**Written exercise:** Where a line of the material contains the string "index", copy that line.

**Data supplied:**
● ● ● ●

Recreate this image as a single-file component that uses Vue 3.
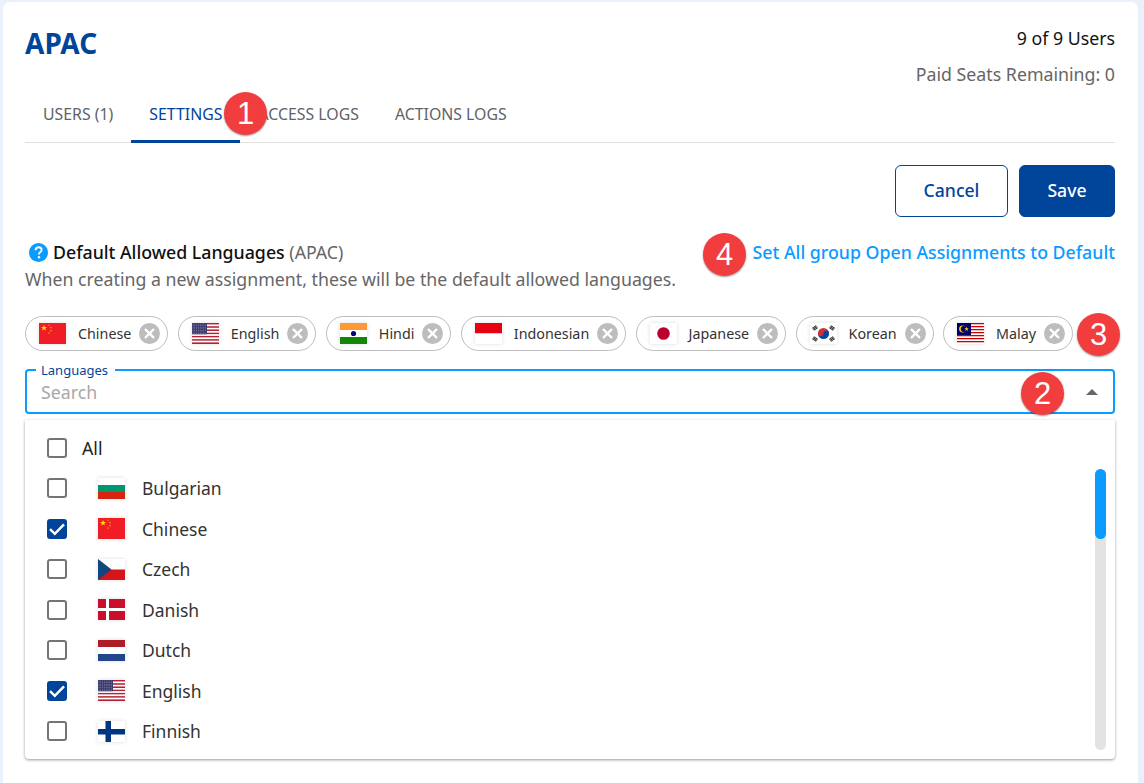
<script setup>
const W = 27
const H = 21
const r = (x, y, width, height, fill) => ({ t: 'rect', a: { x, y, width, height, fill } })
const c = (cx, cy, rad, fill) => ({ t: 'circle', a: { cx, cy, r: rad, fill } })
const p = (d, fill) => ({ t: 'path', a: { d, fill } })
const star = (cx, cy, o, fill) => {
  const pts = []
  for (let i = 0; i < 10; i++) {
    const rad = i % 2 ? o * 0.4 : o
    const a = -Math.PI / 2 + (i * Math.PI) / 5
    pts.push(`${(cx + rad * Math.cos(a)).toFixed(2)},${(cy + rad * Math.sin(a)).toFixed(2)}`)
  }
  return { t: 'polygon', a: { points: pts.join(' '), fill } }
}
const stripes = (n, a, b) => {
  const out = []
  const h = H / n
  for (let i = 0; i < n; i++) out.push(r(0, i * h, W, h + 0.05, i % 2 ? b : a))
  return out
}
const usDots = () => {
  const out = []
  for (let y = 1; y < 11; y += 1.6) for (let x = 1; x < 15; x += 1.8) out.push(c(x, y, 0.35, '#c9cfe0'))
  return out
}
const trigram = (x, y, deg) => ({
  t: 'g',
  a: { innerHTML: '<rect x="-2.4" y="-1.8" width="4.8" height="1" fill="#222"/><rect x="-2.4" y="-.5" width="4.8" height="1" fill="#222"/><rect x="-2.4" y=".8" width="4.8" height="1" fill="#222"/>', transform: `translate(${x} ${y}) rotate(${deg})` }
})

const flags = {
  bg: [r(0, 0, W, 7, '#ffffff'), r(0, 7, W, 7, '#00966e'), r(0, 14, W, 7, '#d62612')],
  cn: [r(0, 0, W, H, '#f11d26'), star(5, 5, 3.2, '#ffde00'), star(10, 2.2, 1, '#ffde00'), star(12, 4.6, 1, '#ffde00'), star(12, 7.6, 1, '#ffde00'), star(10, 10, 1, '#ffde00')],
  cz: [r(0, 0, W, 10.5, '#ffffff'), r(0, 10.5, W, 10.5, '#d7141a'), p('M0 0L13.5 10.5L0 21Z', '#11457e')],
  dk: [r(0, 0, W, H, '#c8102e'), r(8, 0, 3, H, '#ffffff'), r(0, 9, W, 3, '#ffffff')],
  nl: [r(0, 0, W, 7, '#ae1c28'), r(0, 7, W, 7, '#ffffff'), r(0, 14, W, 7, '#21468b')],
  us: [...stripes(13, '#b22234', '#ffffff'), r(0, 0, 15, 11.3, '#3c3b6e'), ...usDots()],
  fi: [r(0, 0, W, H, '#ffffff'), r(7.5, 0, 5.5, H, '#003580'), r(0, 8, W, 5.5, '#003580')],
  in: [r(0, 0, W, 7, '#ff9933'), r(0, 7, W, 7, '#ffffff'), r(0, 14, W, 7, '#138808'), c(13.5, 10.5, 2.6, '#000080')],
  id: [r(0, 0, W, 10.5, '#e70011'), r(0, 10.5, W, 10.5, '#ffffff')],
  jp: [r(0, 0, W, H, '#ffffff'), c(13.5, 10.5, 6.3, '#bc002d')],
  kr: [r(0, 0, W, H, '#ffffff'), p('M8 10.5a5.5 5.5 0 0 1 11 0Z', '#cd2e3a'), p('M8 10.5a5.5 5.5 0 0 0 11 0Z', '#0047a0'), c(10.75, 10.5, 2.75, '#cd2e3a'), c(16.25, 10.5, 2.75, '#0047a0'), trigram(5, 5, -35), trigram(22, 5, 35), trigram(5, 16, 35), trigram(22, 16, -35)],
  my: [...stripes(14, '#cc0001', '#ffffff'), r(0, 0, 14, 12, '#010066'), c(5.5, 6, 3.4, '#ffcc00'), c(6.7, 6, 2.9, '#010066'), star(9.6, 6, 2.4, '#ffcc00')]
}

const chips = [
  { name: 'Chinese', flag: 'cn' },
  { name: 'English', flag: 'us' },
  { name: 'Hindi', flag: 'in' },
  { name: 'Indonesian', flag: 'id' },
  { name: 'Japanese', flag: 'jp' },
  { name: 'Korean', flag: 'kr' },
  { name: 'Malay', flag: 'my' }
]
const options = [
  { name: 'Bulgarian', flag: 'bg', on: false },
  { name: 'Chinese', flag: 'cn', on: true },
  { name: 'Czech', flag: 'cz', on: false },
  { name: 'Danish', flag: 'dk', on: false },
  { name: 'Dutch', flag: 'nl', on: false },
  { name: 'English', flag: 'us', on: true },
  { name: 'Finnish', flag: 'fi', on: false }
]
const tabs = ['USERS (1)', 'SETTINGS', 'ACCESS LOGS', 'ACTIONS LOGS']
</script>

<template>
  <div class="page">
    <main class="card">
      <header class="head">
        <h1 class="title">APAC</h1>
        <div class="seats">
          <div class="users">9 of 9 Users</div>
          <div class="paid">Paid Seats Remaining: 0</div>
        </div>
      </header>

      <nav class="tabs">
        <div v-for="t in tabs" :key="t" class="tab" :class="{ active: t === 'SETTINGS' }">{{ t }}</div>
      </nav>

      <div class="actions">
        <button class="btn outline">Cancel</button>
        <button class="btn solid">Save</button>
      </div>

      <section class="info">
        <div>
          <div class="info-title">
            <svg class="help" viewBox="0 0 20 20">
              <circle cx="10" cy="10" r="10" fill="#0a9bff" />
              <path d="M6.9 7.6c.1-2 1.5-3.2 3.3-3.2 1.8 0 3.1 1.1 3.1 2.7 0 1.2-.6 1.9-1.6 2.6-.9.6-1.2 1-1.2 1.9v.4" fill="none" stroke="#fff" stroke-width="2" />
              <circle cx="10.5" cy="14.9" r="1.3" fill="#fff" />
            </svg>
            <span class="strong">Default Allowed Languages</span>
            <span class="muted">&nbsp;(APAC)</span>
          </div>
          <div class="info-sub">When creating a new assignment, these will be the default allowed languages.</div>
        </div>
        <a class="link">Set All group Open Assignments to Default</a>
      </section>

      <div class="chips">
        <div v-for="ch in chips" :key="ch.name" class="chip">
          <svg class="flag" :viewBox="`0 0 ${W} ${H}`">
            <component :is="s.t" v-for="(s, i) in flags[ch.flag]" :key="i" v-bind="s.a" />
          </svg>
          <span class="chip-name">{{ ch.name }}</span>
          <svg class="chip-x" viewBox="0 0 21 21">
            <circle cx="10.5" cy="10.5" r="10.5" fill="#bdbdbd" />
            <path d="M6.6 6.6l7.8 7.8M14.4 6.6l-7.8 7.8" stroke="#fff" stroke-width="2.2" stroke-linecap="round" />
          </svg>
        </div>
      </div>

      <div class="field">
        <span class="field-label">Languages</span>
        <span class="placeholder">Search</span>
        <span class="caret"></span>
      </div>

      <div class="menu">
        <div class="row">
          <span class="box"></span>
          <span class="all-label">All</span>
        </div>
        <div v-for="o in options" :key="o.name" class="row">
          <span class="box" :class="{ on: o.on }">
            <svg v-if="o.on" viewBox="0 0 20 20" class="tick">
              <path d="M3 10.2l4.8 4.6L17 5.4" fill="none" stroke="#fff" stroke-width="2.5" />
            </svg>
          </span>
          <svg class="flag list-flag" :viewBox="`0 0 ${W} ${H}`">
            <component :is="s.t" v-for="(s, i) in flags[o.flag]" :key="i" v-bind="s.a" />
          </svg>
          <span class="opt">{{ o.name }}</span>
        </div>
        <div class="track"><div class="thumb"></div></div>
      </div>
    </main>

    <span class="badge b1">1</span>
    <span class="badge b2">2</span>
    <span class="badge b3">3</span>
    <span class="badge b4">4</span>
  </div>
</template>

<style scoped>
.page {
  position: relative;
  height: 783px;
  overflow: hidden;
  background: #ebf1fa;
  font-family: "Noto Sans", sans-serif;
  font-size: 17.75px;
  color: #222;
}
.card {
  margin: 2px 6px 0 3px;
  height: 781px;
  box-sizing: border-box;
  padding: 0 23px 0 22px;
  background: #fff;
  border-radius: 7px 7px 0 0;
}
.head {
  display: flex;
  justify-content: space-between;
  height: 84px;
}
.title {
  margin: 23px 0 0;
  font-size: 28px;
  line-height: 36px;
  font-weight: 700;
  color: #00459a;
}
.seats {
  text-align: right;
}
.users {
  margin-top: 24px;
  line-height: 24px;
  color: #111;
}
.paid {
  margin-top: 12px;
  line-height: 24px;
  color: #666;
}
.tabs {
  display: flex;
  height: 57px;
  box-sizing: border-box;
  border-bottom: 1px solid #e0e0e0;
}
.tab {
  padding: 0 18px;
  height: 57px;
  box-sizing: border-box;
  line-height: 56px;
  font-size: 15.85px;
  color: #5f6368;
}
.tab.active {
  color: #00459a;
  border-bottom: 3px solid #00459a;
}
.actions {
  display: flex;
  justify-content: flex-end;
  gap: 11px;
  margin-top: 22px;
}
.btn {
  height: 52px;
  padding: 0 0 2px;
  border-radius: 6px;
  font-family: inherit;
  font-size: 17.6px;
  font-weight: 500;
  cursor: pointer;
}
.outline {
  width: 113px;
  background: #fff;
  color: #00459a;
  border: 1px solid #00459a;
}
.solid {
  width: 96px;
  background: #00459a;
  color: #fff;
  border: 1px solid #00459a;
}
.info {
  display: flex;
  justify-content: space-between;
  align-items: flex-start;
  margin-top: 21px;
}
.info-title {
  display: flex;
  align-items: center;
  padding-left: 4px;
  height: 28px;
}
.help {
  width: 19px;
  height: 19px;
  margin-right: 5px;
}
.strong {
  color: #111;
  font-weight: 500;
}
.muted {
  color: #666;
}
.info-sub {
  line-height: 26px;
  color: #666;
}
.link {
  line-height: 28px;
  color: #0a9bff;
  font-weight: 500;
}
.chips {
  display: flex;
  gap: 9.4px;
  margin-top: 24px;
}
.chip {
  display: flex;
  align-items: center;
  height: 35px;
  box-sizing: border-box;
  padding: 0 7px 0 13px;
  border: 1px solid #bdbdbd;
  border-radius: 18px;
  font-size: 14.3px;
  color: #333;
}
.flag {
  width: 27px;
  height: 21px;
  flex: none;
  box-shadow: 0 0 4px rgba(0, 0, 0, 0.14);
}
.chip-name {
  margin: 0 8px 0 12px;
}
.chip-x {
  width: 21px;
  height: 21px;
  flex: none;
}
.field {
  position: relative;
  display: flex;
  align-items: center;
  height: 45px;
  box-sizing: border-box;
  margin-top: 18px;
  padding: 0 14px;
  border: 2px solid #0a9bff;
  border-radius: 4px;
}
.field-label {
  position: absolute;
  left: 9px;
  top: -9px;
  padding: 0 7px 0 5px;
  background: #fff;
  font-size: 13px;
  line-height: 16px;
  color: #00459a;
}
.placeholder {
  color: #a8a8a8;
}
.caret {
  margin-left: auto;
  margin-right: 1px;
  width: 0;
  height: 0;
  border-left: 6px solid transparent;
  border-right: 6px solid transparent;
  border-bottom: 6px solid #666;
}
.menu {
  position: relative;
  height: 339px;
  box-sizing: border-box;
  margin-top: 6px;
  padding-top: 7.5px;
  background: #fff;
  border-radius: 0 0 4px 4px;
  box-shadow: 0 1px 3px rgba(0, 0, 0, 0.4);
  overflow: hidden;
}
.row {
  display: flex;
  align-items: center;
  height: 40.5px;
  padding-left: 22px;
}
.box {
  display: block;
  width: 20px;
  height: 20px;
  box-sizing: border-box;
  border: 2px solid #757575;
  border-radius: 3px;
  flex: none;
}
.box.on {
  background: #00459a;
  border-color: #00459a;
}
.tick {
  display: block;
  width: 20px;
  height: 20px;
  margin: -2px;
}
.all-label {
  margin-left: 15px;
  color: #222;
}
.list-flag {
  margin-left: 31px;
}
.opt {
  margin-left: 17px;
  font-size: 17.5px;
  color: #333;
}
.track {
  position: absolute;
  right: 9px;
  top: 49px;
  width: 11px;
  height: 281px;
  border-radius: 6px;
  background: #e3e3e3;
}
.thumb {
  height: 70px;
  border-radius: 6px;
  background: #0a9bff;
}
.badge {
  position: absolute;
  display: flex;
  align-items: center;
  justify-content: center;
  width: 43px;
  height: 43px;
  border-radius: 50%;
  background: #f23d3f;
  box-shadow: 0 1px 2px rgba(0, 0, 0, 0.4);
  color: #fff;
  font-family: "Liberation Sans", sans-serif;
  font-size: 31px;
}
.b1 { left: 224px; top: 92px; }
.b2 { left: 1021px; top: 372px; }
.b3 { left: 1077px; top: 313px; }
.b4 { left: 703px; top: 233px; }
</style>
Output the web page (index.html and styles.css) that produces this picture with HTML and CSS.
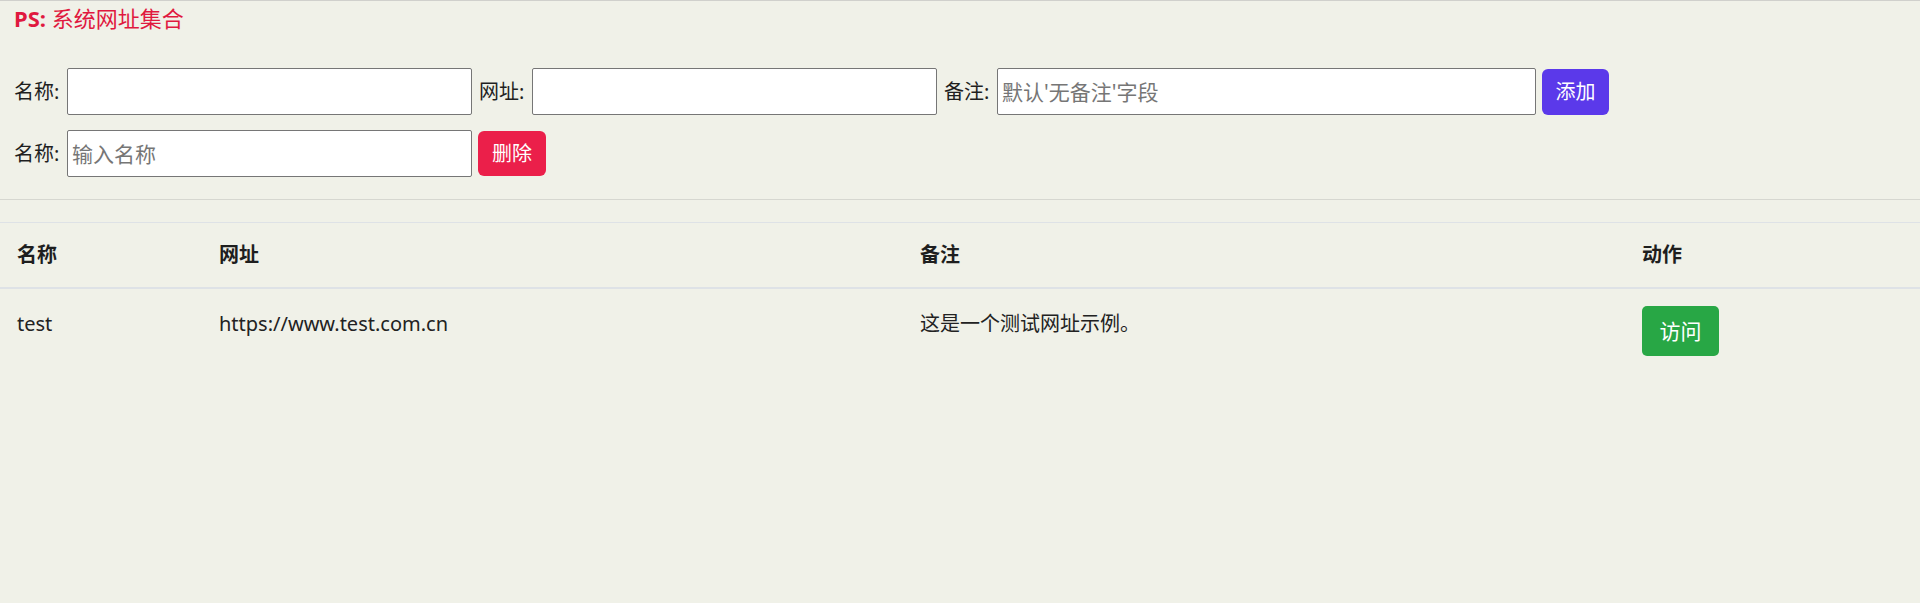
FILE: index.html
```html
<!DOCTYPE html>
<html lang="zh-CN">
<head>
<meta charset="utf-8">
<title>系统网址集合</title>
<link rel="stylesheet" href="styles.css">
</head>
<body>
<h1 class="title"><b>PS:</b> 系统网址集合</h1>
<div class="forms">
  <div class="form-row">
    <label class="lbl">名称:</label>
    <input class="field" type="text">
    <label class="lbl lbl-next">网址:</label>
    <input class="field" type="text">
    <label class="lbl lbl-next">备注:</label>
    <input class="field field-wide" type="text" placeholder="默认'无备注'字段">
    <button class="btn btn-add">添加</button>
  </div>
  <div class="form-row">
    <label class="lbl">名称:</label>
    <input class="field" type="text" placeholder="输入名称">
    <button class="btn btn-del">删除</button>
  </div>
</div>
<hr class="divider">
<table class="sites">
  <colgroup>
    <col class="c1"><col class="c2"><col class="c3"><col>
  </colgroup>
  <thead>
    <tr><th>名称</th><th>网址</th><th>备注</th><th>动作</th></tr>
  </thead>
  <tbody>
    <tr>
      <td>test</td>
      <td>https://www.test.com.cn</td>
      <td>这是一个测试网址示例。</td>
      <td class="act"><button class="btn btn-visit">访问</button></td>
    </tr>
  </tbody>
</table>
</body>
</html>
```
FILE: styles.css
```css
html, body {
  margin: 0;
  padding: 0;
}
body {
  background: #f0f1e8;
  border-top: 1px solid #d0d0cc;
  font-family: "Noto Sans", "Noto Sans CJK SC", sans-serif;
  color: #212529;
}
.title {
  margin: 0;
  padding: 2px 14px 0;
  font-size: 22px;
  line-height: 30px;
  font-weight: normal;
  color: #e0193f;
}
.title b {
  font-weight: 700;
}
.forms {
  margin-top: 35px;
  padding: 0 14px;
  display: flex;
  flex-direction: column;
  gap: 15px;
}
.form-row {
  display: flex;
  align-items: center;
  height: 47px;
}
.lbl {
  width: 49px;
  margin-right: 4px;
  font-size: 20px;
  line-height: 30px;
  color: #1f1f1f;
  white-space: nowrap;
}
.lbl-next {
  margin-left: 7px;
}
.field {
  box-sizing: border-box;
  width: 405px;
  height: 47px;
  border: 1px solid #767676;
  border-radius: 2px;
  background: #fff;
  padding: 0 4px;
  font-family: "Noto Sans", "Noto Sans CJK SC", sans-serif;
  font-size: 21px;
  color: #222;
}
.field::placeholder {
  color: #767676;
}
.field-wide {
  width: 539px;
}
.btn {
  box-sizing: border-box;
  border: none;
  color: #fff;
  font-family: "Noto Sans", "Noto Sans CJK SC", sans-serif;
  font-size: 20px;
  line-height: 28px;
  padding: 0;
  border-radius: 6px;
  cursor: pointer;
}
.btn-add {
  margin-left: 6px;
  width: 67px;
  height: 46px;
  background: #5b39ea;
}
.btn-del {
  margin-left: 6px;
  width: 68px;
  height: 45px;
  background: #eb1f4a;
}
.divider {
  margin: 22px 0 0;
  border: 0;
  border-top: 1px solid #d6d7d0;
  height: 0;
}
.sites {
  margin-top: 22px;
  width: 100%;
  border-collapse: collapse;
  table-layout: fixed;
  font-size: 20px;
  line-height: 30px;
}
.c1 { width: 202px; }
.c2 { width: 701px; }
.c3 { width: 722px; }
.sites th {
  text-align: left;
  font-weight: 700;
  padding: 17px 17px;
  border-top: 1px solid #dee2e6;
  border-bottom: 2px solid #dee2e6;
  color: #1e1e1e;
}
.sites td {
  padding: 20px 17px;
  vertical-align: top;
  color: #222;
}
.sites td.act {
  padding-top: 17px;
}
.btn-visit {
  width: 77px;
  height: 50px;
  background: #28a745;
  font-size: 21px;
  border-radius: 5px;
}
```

● ● ● ●

**Written reply:**
Output the web page (index.html and styles.css) that produces this picture with HTML and CSS.
FILE: index.html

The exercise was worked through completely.